Product Design vs Service Design
Design thinking often falls into two categories: product design and service design. As you may have guessed, one revolves around the development of products and the other around the development of services, however, this distinction causes a ripple effect of small differences to their otherwise similar processes. Product design may involve everyone in the company on some level, but for some employees their only involvement may be crafting the final product in an assembly line. For service design, companies need to give more consideration to how the different people delivering the service will be organized, which may result in greater consideration for their feedback as part of the design process. Despite these differences, ultimately the process needs to be human-centered.

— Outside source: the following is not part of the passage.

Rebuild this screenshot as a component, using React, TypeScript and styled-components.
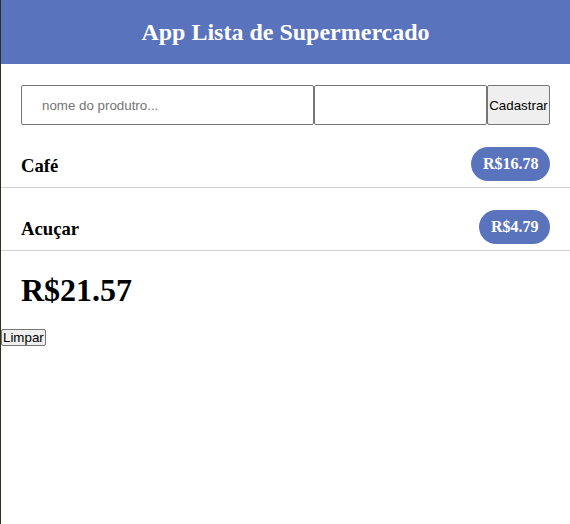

A Human-Centered Experience
Research and development can be expensive, and the solutions created may clash with what might seem more beneficial for the company, but the reality is that when products are user-friendly, everyone benefits. Public-facing employees will spend less time having to explain why a product is useful, and the company will save on costs related to dealing with backlash from a poorly designed service. Users won’t be aware of how much work went into making the service, because it will be so easy and painless that they won’t even think about it. In our jetpack example, it might seem like jetpacks are probably already expensive enough without the added cost of doing studies with future users, but if those future users reject the service because of poor design, launching a service doomed for failure would be much more costly.
The concept of service design hinges on the idea that it is worth the time, energy, and even organizational change to provide better products and services that will solve the true heart of a problem. While quantitative data based on facts and figures is also important, qualitative data can provide more nuanced, human-centered feedback that can lead to solving the problem in more creative ways, both now and in the future.